# [Brief]
The data below must be copied in full and without any change.

# [Recorded information]
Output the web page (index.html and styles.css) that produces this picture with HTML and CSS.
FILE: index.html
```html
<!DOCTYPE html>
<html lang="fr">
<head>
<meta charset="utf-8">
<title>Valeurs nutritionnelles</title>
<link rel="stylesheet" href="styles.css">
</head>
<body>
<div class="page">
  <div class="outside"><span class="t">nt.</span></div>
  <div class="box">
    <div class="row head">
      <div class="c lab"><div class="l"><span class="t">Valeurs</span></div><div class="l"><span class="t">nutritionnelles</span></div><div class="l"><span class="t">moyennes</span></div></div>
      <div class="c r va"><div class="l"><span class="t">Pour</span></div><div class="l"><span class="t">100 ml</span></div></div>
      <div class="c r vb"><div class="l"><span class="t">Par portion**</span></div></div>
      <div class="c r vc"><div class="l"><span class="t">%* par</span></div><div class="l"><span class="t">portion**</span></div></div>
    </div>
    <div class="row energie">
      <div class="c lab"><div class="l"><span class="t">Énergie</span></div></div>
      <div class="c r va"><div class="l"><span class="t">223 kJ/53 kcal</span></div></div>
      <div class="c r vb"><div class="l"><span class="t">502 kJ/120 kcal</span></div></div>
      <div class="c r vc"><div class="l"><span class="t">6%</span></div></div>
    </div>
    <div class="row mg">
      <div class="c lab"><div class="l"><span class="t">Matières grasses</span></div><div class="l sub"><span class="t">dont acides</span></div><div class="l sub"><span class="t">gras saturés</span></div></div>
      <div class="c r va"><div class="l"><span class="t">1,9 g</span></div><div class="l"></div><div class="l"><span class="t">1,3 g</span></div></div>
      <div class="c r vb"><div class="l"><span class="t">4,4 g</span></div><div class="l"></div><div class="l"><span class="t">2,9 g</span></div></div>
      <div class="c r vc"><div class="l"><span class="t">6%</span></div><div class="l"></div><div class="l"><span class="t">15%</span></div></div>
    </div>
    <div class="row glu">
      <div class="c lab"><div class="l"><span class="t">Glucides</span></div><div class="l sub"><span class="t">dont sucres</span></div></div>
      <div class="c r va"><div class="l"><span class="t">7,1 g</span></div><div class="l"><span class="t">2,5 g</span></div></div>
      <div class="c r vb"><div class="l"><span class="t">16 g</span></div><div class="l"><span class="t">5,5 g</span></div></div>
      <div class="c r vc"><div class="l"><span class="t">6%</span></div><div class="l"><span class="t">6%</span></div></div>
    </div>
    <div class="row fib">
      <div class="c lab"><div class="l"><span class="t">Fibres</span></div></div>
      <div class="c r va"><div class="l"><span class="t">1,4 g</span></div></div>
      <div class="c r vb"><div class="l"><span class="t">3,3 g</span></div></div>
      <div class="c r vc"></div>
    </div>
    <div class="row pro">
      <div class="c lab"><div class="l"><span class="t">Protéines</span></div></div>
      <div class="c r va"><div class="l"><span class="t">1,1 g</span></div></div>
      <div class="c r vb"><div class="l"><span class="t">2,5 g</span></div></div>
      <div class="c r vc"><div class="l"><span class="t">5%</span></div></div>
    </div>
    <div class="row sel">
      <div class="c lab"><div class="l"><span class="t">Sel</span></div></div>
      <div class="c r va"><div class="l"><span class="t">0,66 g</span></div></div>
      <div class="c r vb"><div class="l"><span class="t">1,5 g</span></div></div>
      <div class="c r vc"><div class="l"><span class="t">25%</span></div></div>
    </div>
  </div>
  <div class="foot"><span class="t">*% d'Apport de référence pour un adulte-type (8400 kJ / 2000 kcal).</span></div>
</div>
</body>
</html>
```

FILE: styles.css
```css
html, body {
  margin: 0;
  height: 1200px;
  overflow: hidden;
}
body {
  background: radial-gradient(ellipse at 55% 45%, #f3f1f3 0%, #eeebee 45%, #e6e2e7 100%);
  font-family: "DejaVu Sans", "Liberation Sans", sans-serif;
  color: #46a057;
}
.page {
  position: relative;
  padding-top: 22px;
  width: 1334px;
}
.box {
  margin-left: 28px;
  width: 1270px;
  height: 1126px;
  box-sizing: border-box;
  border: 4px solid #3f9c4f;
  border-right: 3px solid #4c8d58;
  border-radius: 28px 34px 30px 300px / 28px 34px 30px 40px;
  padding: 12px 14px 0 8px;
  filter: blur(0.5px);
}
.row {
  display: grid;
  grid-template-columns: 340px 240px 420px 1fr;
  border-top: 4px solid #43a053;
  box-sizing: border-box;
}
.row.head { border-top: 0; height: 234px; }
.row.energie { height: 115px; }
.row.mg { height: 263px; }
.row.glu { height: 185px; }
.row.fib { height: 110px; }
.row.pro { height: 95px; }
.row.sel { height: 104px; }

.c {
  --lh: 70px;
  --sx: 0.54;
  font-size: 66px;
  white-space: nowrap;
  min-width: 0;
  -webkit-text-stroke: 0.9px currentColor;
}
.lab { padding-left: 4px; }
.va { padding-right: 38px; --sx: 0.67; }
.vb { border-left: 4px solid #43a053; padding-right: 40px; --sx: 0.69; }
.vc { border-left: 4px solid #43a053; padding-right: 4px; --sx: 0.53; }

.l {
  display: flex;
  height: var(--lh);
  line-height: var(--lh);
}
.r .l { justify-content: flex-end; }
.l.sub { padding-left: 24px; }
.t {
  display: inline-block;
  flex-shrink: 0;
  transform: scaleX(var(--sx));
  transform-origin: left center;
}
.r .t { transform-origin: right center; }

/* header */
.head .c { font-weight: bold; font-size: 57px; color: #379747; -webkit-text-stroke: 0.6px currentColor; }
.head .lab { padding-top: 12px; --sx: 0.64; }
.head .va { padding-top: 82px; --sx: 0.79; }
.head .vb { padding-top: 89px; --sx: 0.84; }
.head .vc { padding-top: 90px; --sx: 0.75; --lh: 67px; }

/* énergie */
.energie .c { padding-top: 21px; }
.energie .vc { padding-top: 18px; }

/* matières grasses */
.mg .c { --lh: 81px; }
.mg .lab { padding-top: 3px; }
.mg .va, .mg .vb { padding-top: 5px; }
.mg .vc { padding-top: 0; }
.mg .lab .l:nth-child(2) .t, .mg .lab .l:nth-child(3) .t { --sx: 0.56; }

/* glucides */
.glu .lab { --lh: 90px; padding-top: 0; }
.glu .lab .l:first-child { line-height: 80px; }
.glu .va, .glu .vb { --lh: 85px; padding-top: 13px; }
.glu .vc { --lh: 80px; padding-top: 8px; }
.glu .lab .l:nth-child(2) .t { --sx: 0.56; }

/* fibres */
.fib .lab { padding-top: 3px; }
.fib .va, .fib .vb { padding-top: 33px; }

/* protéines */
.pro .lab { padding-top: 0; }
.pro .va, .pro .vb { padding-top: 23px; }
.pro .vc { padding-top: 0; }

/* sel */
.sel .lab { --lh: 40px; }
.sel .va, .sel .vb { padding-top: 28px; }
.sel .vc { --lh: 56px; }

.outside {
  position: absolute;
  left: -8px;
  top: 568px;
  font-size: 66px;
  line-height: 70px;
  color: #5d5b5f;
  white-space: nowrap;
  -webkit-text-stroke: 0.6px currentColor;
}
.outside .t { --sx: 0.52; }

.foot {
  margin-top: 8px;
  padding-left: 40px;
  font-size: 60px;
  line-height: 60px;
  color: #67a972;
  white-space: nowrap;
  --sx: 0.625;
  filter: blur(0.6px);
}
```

# [Full output]
Output the web page (index.html and styles.css) that produces this picture with HTML and CSS.
FILE: index.html
```html
<!DOCTYPE html>
<html lang="fr">
<head>
<meta charset="utf-8">
<title>Valeurs nutritionnelles</title>
<link rel="stylesheet" href="styles.css">
</head>
<body>
<div class="page">
  <div class="outside"><span class="t">nt.</span></div>
  <div class="box">
    <div class="row head">
      <div class="c lab"><div class="l"><span class="t">Valeurs</span></div><div class="l"><span class="t">nutritionnelles</span></div><div class="l"><span class="t">moyennes</span></div></div>
      <div class="c r va"><div class="l"><span class="t">Pour</span></div><div class="l"><span class="t">100 ml</span></div></div>
      <div class="c r vb"><div class="l"><span class="t">Par portion**</span></div></div>
      <div class="c r vc"><div class="l"><span class="t">%* par</span></div><div class="l"><span class="t">portion**</span></div></div>
    </div>
    <div class="row energie">
      <div class="c lab"><div class="l"><span class="t">Énergie</span></div></div>
      <div class="c r va"><div class="l"><span class="t">223 kJ/53 kcal</span></div></div>
      <div class="c r vb"><div class="l"><span class="t">502 kJ/120 kcal</span></div></div>
      <div class="c r vc"><div class="l"><span class="t">6%</span></div></div>
    </div>
    <div class="row mg">
      <div class="c lab"><div class="l"><span class="t">Matières grasses</span></div><div class="l sub"><span class="t">dont acides</span></div><div class="l sub"><span class="t">gras saturés</span></div></div>
      <div class="c r va"><div class="l"><span class="t">1,9 g</span></div><div class="l"></div><div class="l"><span class="t">1,3 g</span></div></div>
      <div class="c r vb"><div class="l"><span class="t">4,4 g</span></div><div class="l"></div><div class="l"><span class="t">2,9 g</span></div></div>
      <div class="c r vc"><div class="l"><span class="t">6%</span></div><div class="l"></div><div class="l"><span class="t">15%</span></div></div>
    </div>
    <div class="row glu">
      <div class="c lab"><div class="l"><span class="t">Glucides</span></div><div class="l sub"><span class="t">dont sucres</span></div></div>
      <div class="c r va"><div class="l"><span class="t">7,1 g</span></div><div class="l"><span class="t">2,5 g</span></div></div>
      <div class="c r vb"><div class="l"><span class="t">16 g</span></div><div class="l"><span class="t">5,5 g</span></div></div>
      <div class="c r vc"><div class="l"><span class="t">6%</span></div><div class="l"><span class="t">6%</span></div></div>
    </div>
    <div class="row fib">
      <div class="c lab"><div class="l"><span class="t">Fibres</span></div></div>
      <div class="c r va"><div class="l"><span class="t">1,4 g</span></div></div>
      <div class="c r vb"><div class="l"><span class="t">3,3 g</span></div></div>
      <div class="c r vc"></div>
    </div>
    <div class="row pro">
      <div class="c lab"><div class="l"><span class="t">Protéines</span></div></div>
      <div class="c r va"><div class="l"><span class="t">1,1 g</span></div></div>
      <div class="c r vb"><div class="l"><span class="t">2,5 g</span></div></div>
      <div class="c r vc"><div class="l"><span class="t">5%</span></div></div>
    </div>
    <div class="row sel">
      <div class="c lab"><div class="l"><span class="t">Sel</span></div></div>
      <div class="c r va"><div class="l"><span class="t">0,66 g</span></div></div>
      <div class="c r vb"><div class="l"><span class="t">1,5 g</span></div></div>
      <div class="c r vc"><div class="l"><span class="t">25%</span></div></div>
    </div>
  </div>
  <div class="foot"><span class="t">*% d'Apport de référence pour un adulte-type (8400 kJ / 2000 kcal).</span></div>
</div>
</body>
</html>
```

FILE: styles.css
```css
html, body {
  margin: 0;
  height: 1200px;
  overflow: hidden;
}
body {
  background: radial-gradient(ellipse at 55% 45%, #f3f1f3 0%, #eeebee 45%, #e6e2e7 100%);
  font-family: "DejaVu Sans", "Liberation Sans", sans-serif;
  color: #46a057;
}
.page {
  position: relative;
  padding-top: 22px;
  width: 1334px;
}
.box {
  margin-left: 28px;
  width: 1270px;
  height: 1126px;
  box-sizing: border-box;
  border: 4px solid #3f9c4f;
  border-right: 3px solid #4c8d58;
  border-radius: 28px 34px 30px 300px / 28px 34px 30px 40px;
  padding: 12px 14px 0 8px;
  filter: blur(0.5px);
}
.row {
  display: grid;
  grid-template-columns: 340px 240px 420px 1fr;
  border-top: 4px solid #43a053;
  box-sizing: border-box;
}
.row.head { border-top: 0; height: 234px; }
.row.energie { height: 115px; }
.row.mg { height: 263px; }
.row.glu { height: 185px; }
.row.fib { height: 110px; }
.row.pro { height: 95px; }
.row.sel { height: 104px; }

.c {
  --lh: 70px;
  --sx: 0.54;
  font-size: 66px;
  white-space: nowrap;
  min-width: 0;
  -webkit-text-stroke: 0.9px currentColor;
}
.lab { padding-left: 4px; }
.va { padding-right: 38px; --sx: 0.67; }
.vb { border-left: 4px solid #43a053; padding-right: 40px; --sx: 0.69; }
.vc { border-left: 4px solid #43a053; padding-right: 4px; --sx: 0.53; }

.l {
  display: flex;
  height: var(--lh);
  line-height: var(--lh);
}
.r .l { justify-content: flex-end; }
.l.sub { padding-left: 24px; }
.t {
  display: inline-block;
  flex-shrink: 0;
  transform: scaleX(var(--sx));
  transform-origin: left center;
}
.r .t { transform-origin: right center; }

/* header */
.head .c { font-weight: bold; font-size: 57px; color: #379747; -webkit-text-stroke: 0.6px currentColor; }
.head .lab { padding-top: 12px; --sx: 0.64; }
.head .va { padding-top: 82px; --sx: 0.79; }
.head .vb { padding-top: 89px; --sx: 0.84; }
.head .vc { padding-top: 90px; --sx: 0.75; --lh: 67px; }

/* énergie */
.energie .c { padding-top: 21px; }
.energie .vc { padding-top: 18px; }

/* matières grasses */
.mg .c { --lh: 81px; }
.mg .lab { padding-top: 3px; }
.mg .va, .mg .vb { padding-top: 5px; }
.mg .vc { padding-top: 0; }
.mg .lab .l:nth-child(2) .t, .mg .lab .l:nth-child(3) .t { --sx: 0.56; }

/* glucides */
.glu .lab { --lh: 90px; padding-top: 0; }
.glu .lab .l:first-child { line-height: 80px; }
.glu .va, .glu .vb { --lh: 85px; padding-top: 13px; }
.glu .vc { --lh: 80px; padding-top: 8px; }
.glu .lab .l:nth-child(2) .t { --sx: 0.56; }

/* fibres */
.fib .lab { padding-top: 3px; }
.fib .va, .fib .vb { padding-top: 33px; }

/* protéines */
.pro .lab { padding-top: 0; }
.pro .va, .pro .vb { padding-top: 23px; }
.pro .vc { padding-top: 0; }

/* sel */
.sel .lab { --lh: 40px; }
.sel .va, .sel .vb { padding-top: 28px; }
.sel .vc { --lh: 56px; }

.outside {
  position: absolute;
  left: -8px;
  top: 568px;
  font-size: 66px;
  line-height: 70px;
  color: #5d5b5f;
  white-space: nowrap;
  -webkit-text-stroke: 0.6px currentColor;
}
.outside .t { --sx: 0.52; }

.foot {
  margin-top: 8px;
  padding-left: 40px;
  font-size: 60px;
  line-height: 60px;
  color: #67a972;
  white-space: nowrap;
  --sx: 0.625;
  filter: blur(0.6px);
}
```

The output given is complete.